Bakers cry foul over flour pricing

(Last Updated On: July 8, 2020)


Small bakers have accused the country’s biggest miller National Foods of giving big players favourable pricing of flour thereby creating an uneven playing field.

The industry is currently dominated by three giants (Lobels, Bakers Inn and Proton) controlling 95% of the market while smaller bakeries control 5%.

Business Times is informed that National Foods has been selling a 50kg of flour for around ZWL$3,150 while selling the same 50kg to another player for about ZWL$2,000.

The flour in local currency has been elusive thereby affecting operations of small players in the confectionery industry.

Players who spoke to Business Times on condition of anonymity said a big player was getting favourable treatment from National Foods also adding that there has been deliberate charging of flour in USD to stifle small scale players.

“There is a push to reduce the price of bread but there is a need to look at the challenges small scale players are facing.

Flour charged in local currency is not available for small players and to make matters worse is that availability of the product is guaranteed once you pay in US$. This will, therefore, mean reducing bread price will only be cost-effective on players like Bakers Inn,” the players said.

National Foods managing director Mike Lashbrooke said the miller was
selling its entire product in local currency and there have not been
any limited supplies.

“The allegations are not correct and flour sells in local currency. We
have no limited supplies. The flour price will track whatever rate we
access foreign currency at on the auction as advised by Grain Millers
Association of Zimbabwe (GMAZ) late last week.

If you can provide the names of the disgruntled bakeries we will happily supply them with flour,” Lashbrooke said.

Zimbabwe has been facing challenges in wheat availability of late but there have been concerted efforts by the government to allay fears of bread shortages through implementing stop gap measures which have to date yielded little results.

Lashbrooke said there is enough wheat on the part of National Foods
where there is just over one-month usage in stock in its silos while a
full pipeline of imported wheat is expected for delivery.

“As National Foods we have booked adequate imported wheat to
last until the local crop is harvested in October or November.”

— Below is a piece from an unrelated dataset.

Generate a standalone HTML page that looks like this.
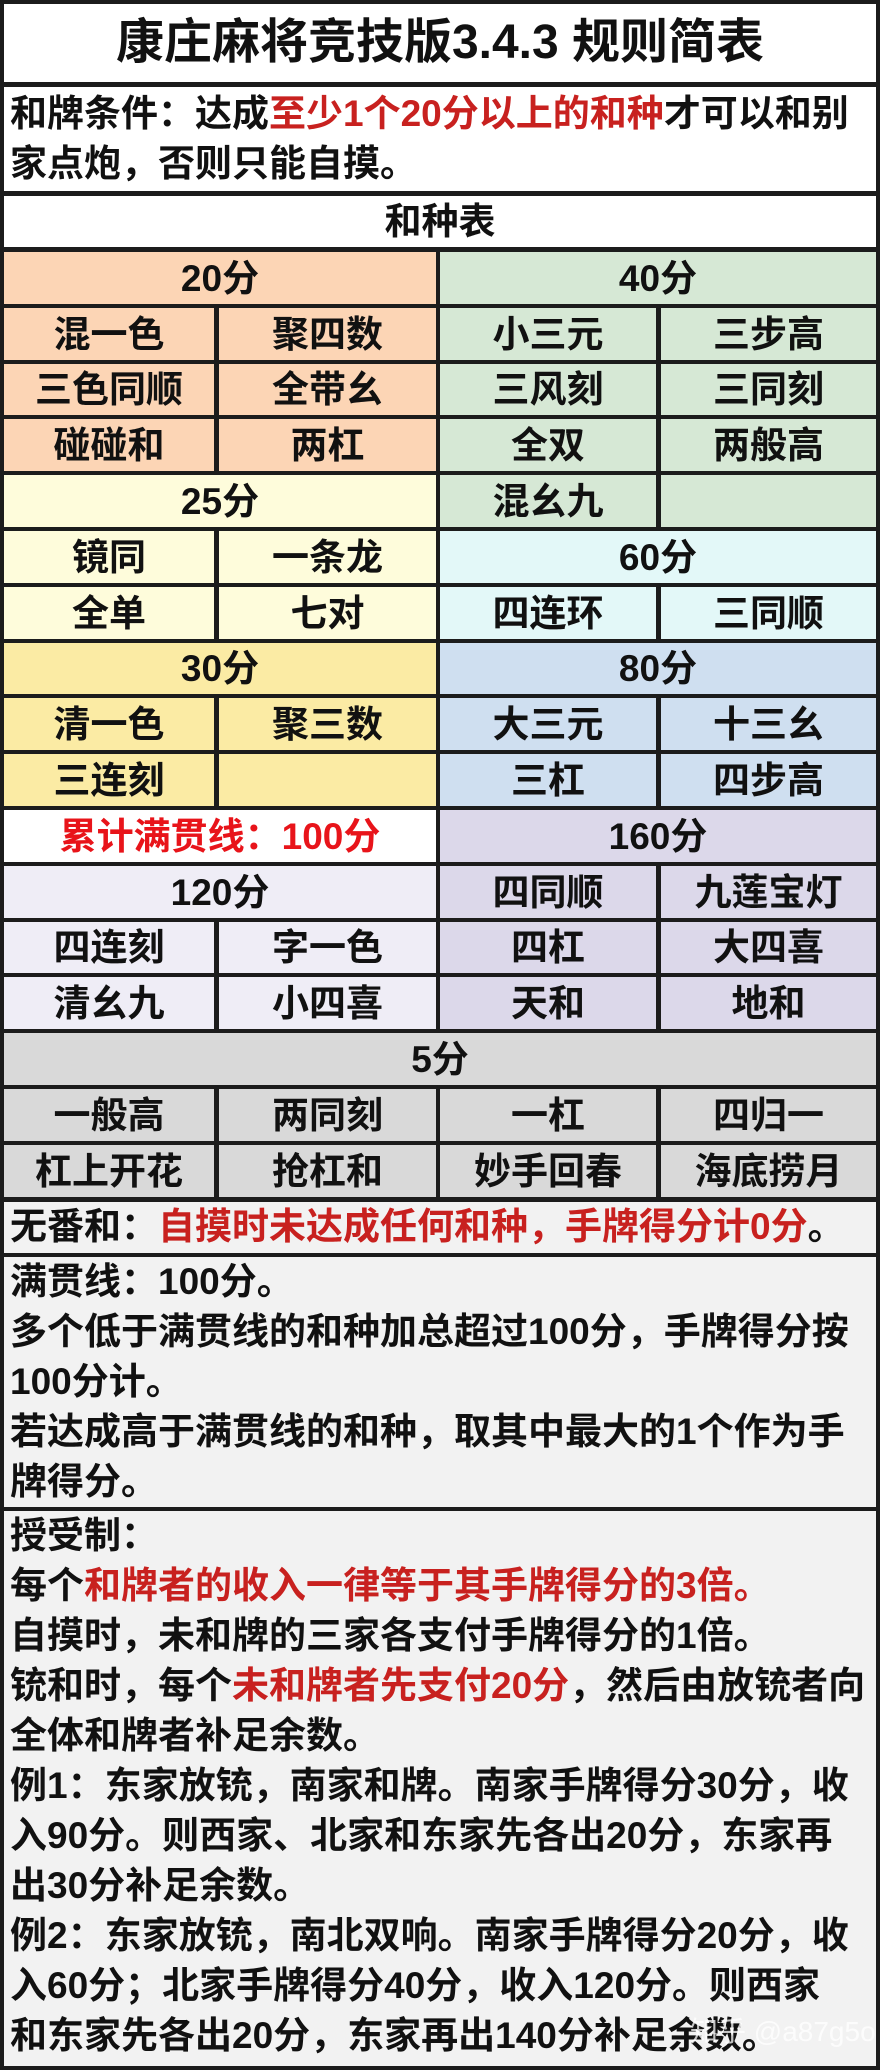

Small bakers say reducing bread prices will hit them further considering that the flour in local currency has not been made available meaning their cost of production will jump because of the USD flour.

In addition, GMAZ has directed bakeries to reduce their bread price
citing a reduction in flour price.

In a statement last week, GMAZ said the cost of bread flour had been reduced to ZWL$2,136 per 50kg with effect from July 3 from ZWL$3150.

Bakers were committed to reducing the price of bread from the wholesale price of ZWL$59 and retail price of ZWL$66.